• Provided data:
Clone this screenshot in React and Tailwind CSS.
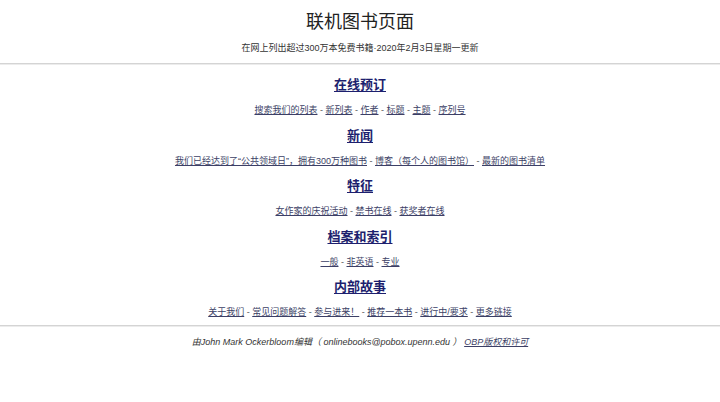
const sections = [
  {
    title: "在线预订",
    links: ["搜索我们的列表", "新列表", "作者", "标题", "主题", "序列号"],
  },
  {
    title: "新闻",
    links: ["我们已经达到了“公共领域日”，拥有300万种图书", "博客（每个人的图书馆）", "最新的图书清单"],
  },
  {
    title: "特征",
    links: ["女作家的庆祝活动", "禁书在线", "获奖者在线"],
  },
  {
    title: "档案和索引",
    links: ["一般", "非英语", "专业"],
  },
  {
    title: "内部故事",
    links: ["关于我们", "常见问题解答", "参与进来！", "推荐一本书", "进行中/要求", "更多链接"],
  },
];

export default function App() {
  return (
    <div
      className="w-[720px] h-[402px] bg-white text-center overflow-hidden"
      style={{ fontFamily: '"Liberation Sans", "Noto Sans CJK SC", sans-serif' }}
    >
      <h1
        className="pt-[10px] text-[18px] leading-[24px] text-[#222]"
        style={{ fontFamily: '"Liberation Serif", "Noto Sans CJK SC", serif' }}
      >
        联机图书页面
      </h1>
      <p className="mt-[8px] text-[9px] leading-[12px] text-[#333]">
        在网上列出超过300万本免费书籍·2020年2月3日星期一更新
      </p>
      <div className="mt-[9px] h-[2px] border-t border-[#d4d4d4] border-b border-b-[#ececec]" />

      <div className="mt-[11px] flex flex-col gap-[10.5px]">
        {sections.map((s) => (
          <div key={s.title} className="flex flex-col gap-[10px]">
            <h2 className="text-[13px] leading-[18px] font-bold text-[#1d1f6e] underline underline-offset-2">
              {s.title}
            </h2>
            <p className="text-[9px] leading-[12px] text-[#555]">
              {s.links.map((l, i) => (
                <span key={l}>
                  {i > 0 && " - "}
                  <a href="#" className="text-[#3c3f66] underline">
                    {l}
                  </a>
                </span>
              ))}
            </p>
          </div>
        ))}
      </div>

      <div className="mt-[7px] h-[2px] border-t border-[#d4d4d4] border-b border-b-[#ececec]" />
      <p className="mt-[9px] text-[9px] leading-[12px] italic text-[#333]">
        由John Mark Ockerbloom编辑（ onlinebooks@pobox.upenn.edu ）{" "}
        <a href="#" className="text-[#3c3f66] underline">
          OBP版权和许可
        </a>
      </p>
    </div>
  );
}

• Problem description:
Repeat the listing verbatim. Skip the pictures.

• Solution for this problem:
Clone this screenshot in React and Tailwind CSS.
const sections = [
  {
    title: "在线预订",
    links: ["搜索我们的列表", "新列表", "作者", "标题", "主题", "序列号"],
  },
  {
    title: "新闻",
    links: ["我们已经达到了“公共领域日”，拥有300万种图书", "博客（每个人的图书馆）", "最新的图书清单"],
  },
  {
    title: "特征",
    links: ["女作家的庆祝活动", "禁书在线", "获奖者在线"],
  },
  {
    title: "档案和索引",
    links: ["一般", "非英语", "专业"],
  },
  {
    title: "内部故事",
    links: ["关于我们", "常见问题解答", "参与进来！", "推荐一本书", "进行中/要求", "更多链接"],
  },
];

export default function App() {
  return (
    <div
      className="w-[720px] h-[402px] bg-white text-center overflow-hidden"
      style={{ fontFamily: '"Liberation Sans", "Noto Sans CJK SC", sans-serif' }}
    >
      <h1
        className="pt-[10px] text-[18px] leading-[24px] text-[#222]"
        style={{ fontFamily: '"Liberation Serif", "Noto Sans CJK SC", serif' }}
      >
        联机图书页面
      </h1>
      <p className="mt-[8px] text-[9px] leading-[12px] text-[#333]">
        在网上列出超过300万本免费书籍·2020年2月3日星期一更新
      </p>
      <div className="mt-[9px] h-[2px] border-t border-[#d4d4d4] border-b border-b-[#ececec]" />

      <div className="mt-[11px] flex flex-col gap-[10.5px]">
        {sections.map((s) => (
          <div key={s.title} className="flex flex-col gap-[10px]">
            <h2 className="text-[13px] leading-[18px] font-bold text-[#1d1f6e] underline underline-offset-2">
              {s.title}
            </h2>
            <p className="text-[9px] leading-[12px] text-[#555]">
              {s.links.map((l, i) => (
                <span key={l}>
                  {i > 0 && " - "}
                  <a href="#" className="text-[#3c3f66] underline">
                    {l}
                  </a>
                </span>
              ))}
            </p>
          </div>
        ))}
      </div>

      <div className="mt-[7px] h-[2px] border-t border-[#d4d4d4] border-b border-b-[#ececec]" />
      <p className="mt-[9px] text-[9px] leading-[12px] italic text-[#333]">
        由John Mark Ockerbloom编辑（ onlinebooks@pobox.upenn.edu ）{" "}
        <a href="#" className="text-[#3c3f66] underline">
          OBP版权和许可
        </a>
      </p>
    </div>
  );
}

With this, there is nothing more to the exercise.